Quale speranza dobbiamo coltivare?
Posso solo sperare che vengano fuori degli individui che abbiano la forza di pensare fuori da questi schemi. Hai menzionato Churchill. Bene, abbiamo bisogno di leader di quella statura. Certo, il modo in cui funziona la politica oggi è molto diverso da quello di 70 anni fa, ed è molto improbabile che personaggi del genere riescano a entrare in politica, figuriamoci ad essere eletti. Per fare carriera politica oggi devi fare enormi compromessi fin dall’inizio e, se poi finalmente riesci a fare strada, ormai sei anche tu compromesso. È questo quello che mi impressiona di Jeremy Corbyn, che, al di là dei suoi sbagli, e al di là di posizioni su cui posso essere d’accordo o meno, ha delle convinzioni, e non scende a compromessi anche a costo di sembrare ridicolo. È così strano, ed è per questo che lo accusano di essere incompetente. Ma non è incompetente, è soltanto un politico diverso da quelli a cui ci eravamo abituati. Quindi la vera domanda è: in questa epoca storica, un politico può vincere senza avere i media al suo fianco? Non ne sono così sicuro.

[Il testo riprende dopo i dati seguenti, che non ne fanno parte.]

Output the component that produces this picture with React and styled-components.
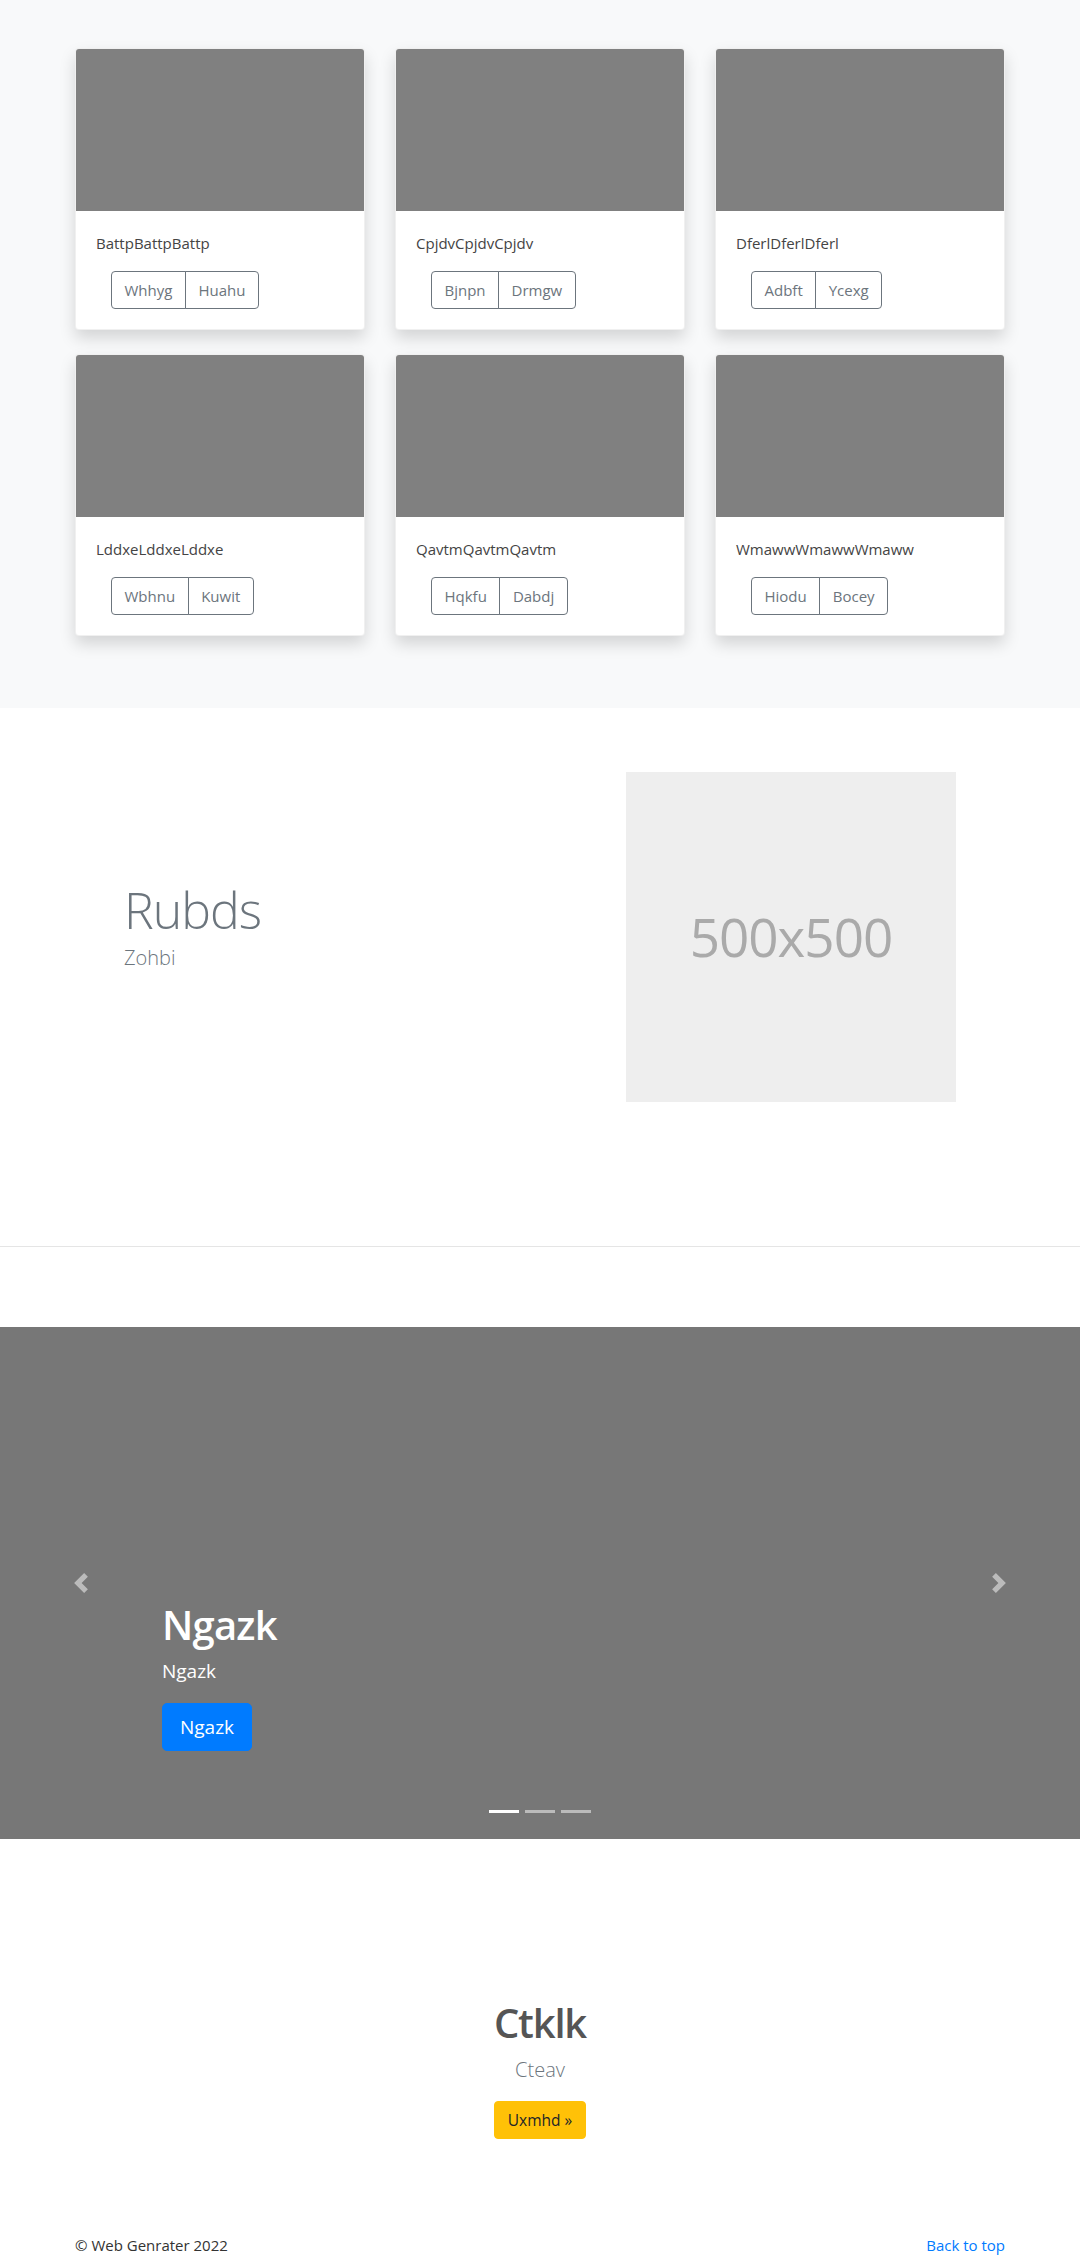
import React from "react";
import styled, { createGlobalStyle } from "styled-components";

const Global = createGlobalStyle`
  html, body { margin: 0; padding: 0; }
  body {
    font-family: "Open Sans", "Noto Sans", sans-serif;
    font-size: 16px;
    line-height: 1.5;
    color: #212529;
    background: #fff;
  }
  * { box-sizing: border-box; }
`;

const Container = styled.div`
  width: 930px;
  margin: 0 auto;
`;

const Album = styled.section`
  background: #f8f9fa;
  padding: 48px 0 72px;
`;

const CardGrid = styled.div`
  display: grid;
  grid-template-columns: repeat(3, 1fr);
  column-gap: 30px;
  row-gap: 24px;
`;

const Card = styled.div`
  background: #fff;
  border: 1px solid rgba(0, 0, 0, 0.06);
  border-radius: 4px;
  overflow: hidden;
  box-shadow: 0 8px 16px rgba(0, 0, 0, 0.15);
`;

const Thumb = styled.div`
  height: 162px;
  background: #808080;
`;

const CardBody = styled.div`
  padding: 20px;
`;

const CardText = styled.p`
  margin: 0 0 16px;
  font-size: 15px;
  line-height: 24px;
  color: #444;
`;

const BtnGroup = styled.div`
  display: inline-flex;
  margin-left: 15px;
`;

const OutlineBtn = styled.button`
  font-family: inherit;
  font-size: 15px;
  line-height: 24px;
  padding: 6px 12.5px;
  color: #6c757d;
  background: transparent;
  border: 1px solid #6c757d;
  border-radius: ${(p) => (p.$first ? "4px 0 0 4px" : "0 4px 4px 0")};
  margin-left: ${(p) => (p.$first ? "0" : "-1px")};
`;

const Featurette = styled.section`
  padding: 64px 0;
`;

const FeatRow = styled.div`
  display: grid;
  grid-template-columns: 1fr 330px;
  align-items: center;
  padding: 0 49px 0 49px;
`;

const FeatText = styled.div``;

const FeatHeading = styled.h2`
  margin: 0 0 8px;
  font-size: 50px;
  font-weight: 300;
  line-height: 1;
  letter-spacing: -1px;
  color: #6c757d;
`;

const Lead = styled.p`
  margin: 0 0 16px;
  font-size: 20px;
  font-weight: 300;
  color: #6c757d;
`;

const Placeholder = styled.div`
  width: 330px;
  height: 330px;
  background: #eee;
  display: flex;
  align-items: center;
  justify-content: center;
  color: #aaa;
  font-size: 53px;
  letter-spacing: -1px;
`;

const Divider = styled.hr`
  margin: 80px 0;
  border: 0;
  border-top: 1px solid #e5e5e5;
`;

const Carousel = styled.section`
  position: relative;
  height: 512px;
  background: #777;
  display: flex;
  align-items: flex-end;
  padding: 0 15% 88px;
`;

const Caption = styled.div`
  color: #fff;
`;

const CaptionTitle = styled.h1`
  margin: 0 0 8px;
  font-size: 40px;
  font-weight: 600;
  line-height: 1.2;
  letter-spacing: -0.8px;
`;

const CaptionText = styled.p`
  margin: 0 0 18px;
  font-size: 19px;
`;

const PrimaryBtn = styled.button`
  font-family: inherit;
  font-size: 19px;
  line-height: 30px;
  padding: 8px 17px;
  color: #fff;
  background: #007bff;
  border: 1px solid #007bff;
  border-radius: 5px;
`;

const Control = styled.div`
  position: absolute;
  top: 0;
  bottom: 0;
  width: 15%;
  ${(p) => (p.$side === "left" ? "left: 0;" : "right: 0;")}
  display: flex;
  align-items: center;
  justify-content: center;
`;

const Indicators = styled.div`
  position: absolute;
  left: 0;
  right: 0;
  bottom: 26px;
  display: flex;
  justify-content: center;
  gap: 6px;
`;

const Indicator = styled.span`
  width: 30px;
  height: 3px;
  background: #fff;
  opacity: ${(p) => (p.$active ? 1 : 0.5)};
`;

const Marketing = styled.section`
  padding: 160px 0 48px;
  text-align: center;
`;

const MarketTitle = styled.h1`
  margin: 0 0 8px;
  font-size: 40px;
  font-weight: 600;
  line-height: 1.2;
  letter-spacing: -1.2px;
  color: #555;
`;

const WarningBtn = styled.button`
  font-family: inherit;
  font-size: 15.5px;
  line-height: 24px;
  padding: 6px 13px;
  color: #212529;
  background: #ffc107;
  border: 1px solid #ffc107;
  border-radius: 4px;
`;

const Footer = styled.footer`
  padding-top: 47px;
`;

const FooterRow = styled(Container)`
  display: flex;
  justify-content: space-between;
  font-size: 15px;
`;

const FooterText = styled.p`
  margin: 0;
  color: #333;
`;

const FooterLink = styled.a`
  color: #007bff;
  text-decoration: none;
`;

const Chevron = ({ dir }) => (
  <svg width="20" height="20" viewBox="0 0 8 8" fill="#fff" opacity="0.5">
    {dir === "left" ? (
      <path d="M5.25 0l-4 4 4 4 1.5-1.5L4.25 4l2.5-2.5L5.25 0z" />
    ) : (
      <path d="M2.75 0l-1.5 1.5L3.75 4l-2.5 2.5L2.75 8l4-4-4-4z" />
    )}
  </svg>
);

const cards = [
  ["BattpBattpBattp", "Whhyg", "Huahu"],
  ["CpjdvCpjdvCpjdv", "Bjnpn", "Drmgw"],
  ["DferlDferlDferl", "Adbft", "Ycexg"],
  ["LddxeLddxeLddxe", "Wbhnu", "Kuwit"],
  ["QavtmQavtmQavtm", "Hqkfu", "Dabdj"],
  ["WmawwWmawwWmaww", "Hiodu", "Bocey"],
];

export default function App() {
  return (
    <>
      <Global />
      <Album>
        <Container>
          <CardGrid>
            {cards.map(([t, a, b]) => (
              <Card key={t}>
                <Thumb />
                <CardBody>
                  <CardText>{t}</CardText>
                  <BtnGroup>
                    <OutlineBtn $first>{a}</OutlineBtn>
                    <OutlineBtn>{b}</OutlineBtn>
                  </BtnGroup>
                </CardBody>
              </Card>
            ))}
          </CardGrid>
        </Container>
      </Album>

      <Featurette>
        <Container>
          <FeatRow>
            <FeatText>
              <FeatHeading>Rubds</FeatHeading>
              <Lead>Zohbi</Lead>
            </FeatText>
            <Placeholder>500x500</Placeholder>
          </FeatRow>
        </Container>
      </Featurette>

      <Divider />

      <Carousel>
        <Caption>
          <CaptionTitle>Ngazk</CaptionTitle>
          <CaptionText>Ngazk</CaptionText>
          <PrimaryBtn>Ngazk</PrimaryBtn>
        </Caption>
        <Control $side="left">
          <Chevron dir="left" />
        </Control>
        <Control $side="right">
          <Chevron dir="right" />
        </Control>
        <Indicators>
          <Indicator $active />
          <Indicator />
          <Indicator />
        </Indicators>
      </Carousel>

      <Marketing>
        <MarketTitle>Ctklk</MarketTitle>
        <Lead>Cteav</Lead>
        <WarningBtn>Uxmhd »</WarningBtn>
      </Marketing>

      <Footer>
        <FooterRow>
          <FooterText>© Web Genrater 2022</FooterText>
          <FooterLink href="#">Back to top</FooterLink>
        </FooterRow>
      </Footer>
    </>
  );
}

Ok, ma siamo sicuri che i media tradizionali siano ancora i media che contano?
Sì, hai ragione. Questa è un’ottima domanda. E forse dietro alla risposta che daremmo c’è anche la risposta alla domanda sul perché i media tradizionali attaccano in questo modo Corbyn, perché sentono che non hanno potere su di lui, come non hanno alcun potere su di voi. Forse sentono che la fine si avvicina.